Thursday, 16 June 2011

The Tittle in the Title


During the Sermon on the Mount, Jesus, who seems to have liked obscure words, said:

For verily I say unto you, Till heaven and earth pass, one jot or one tittle shall in no wise pass from the law, till all be fulfilled.

Raising the question, what in the name of all that's holy is a jot or a tittle?

The Hebrew law to which Jesus was referring was written down, and Jesus is talking about handwriting. The gospels were written in Greek and the smallest letter in the Greek alphabet was ι. This ι was the equivalent of our i and was called iota. That's why the Vice President of FIFA recently said that he was guilty of:

Not a single iota of wrongdoing.

Meaning not even the smallest amount. I believe him.

Jesus' jot is referring to exactly the same thing: a very small thing indeed. But English has the advantage of Greek. We go smaller than ι.

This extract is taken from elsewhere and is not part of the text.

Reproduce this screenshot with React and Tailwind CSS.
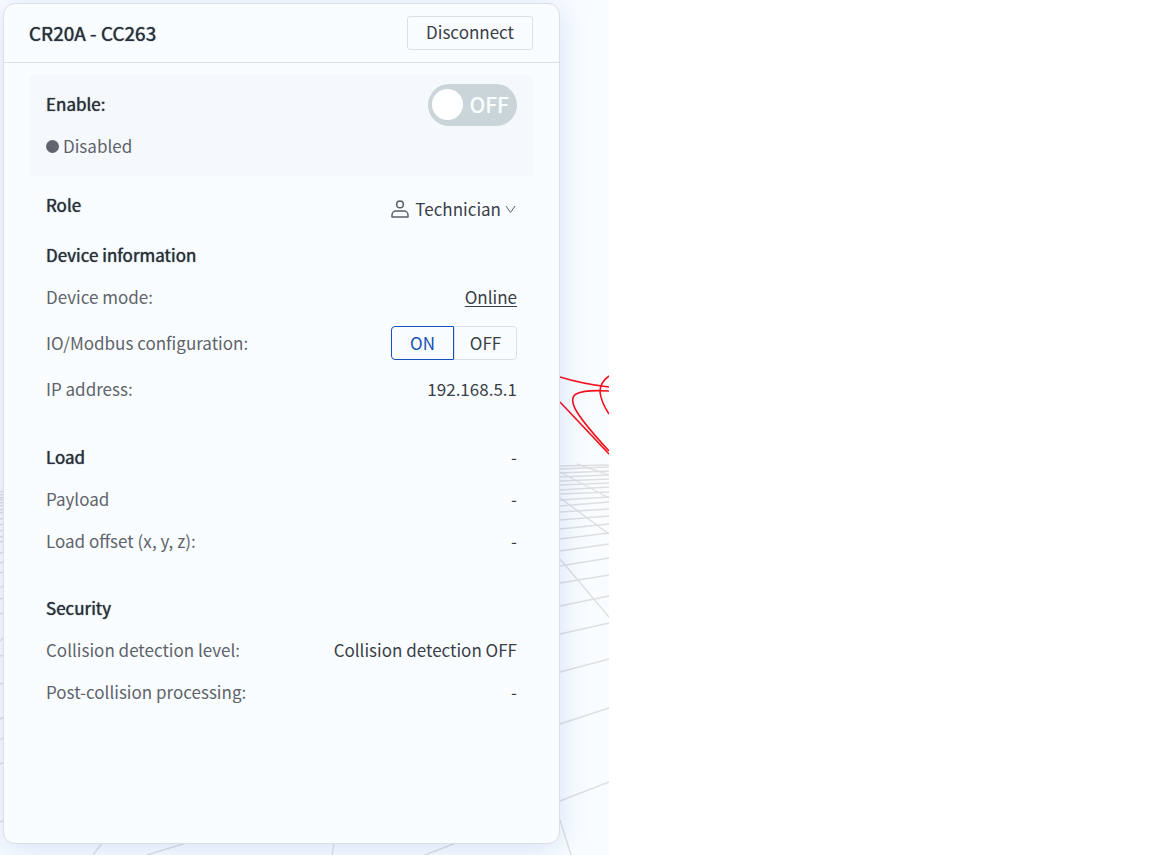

What's the difference between the Greek ι and the English i? The tittle on the top. Tittle has nothing to do with titillate (which comes from titillationem meaning tickling) or with tit (which is a variant of teat). The tittle is the little dot over an i or a j and, because it's up at the top of the letter like a title, it comes from the same Latin route: titulus.

Oddly, the Romans didn't call it a titulus. They called it an apex. The Greeks called it a keraia and the Hebrews called it a qots, which meant thorn.

So the title of this post contains three tittles, but none of them, unfortunately, are as beautiful as the tittles on the London Underground. The Tube has its own special typeface called Johnston in which the tittles are diamonds. They're beautiful, and not one of them shall pass away until the ends of all eternity, or until the Tube runs smoothly, whichever happens first.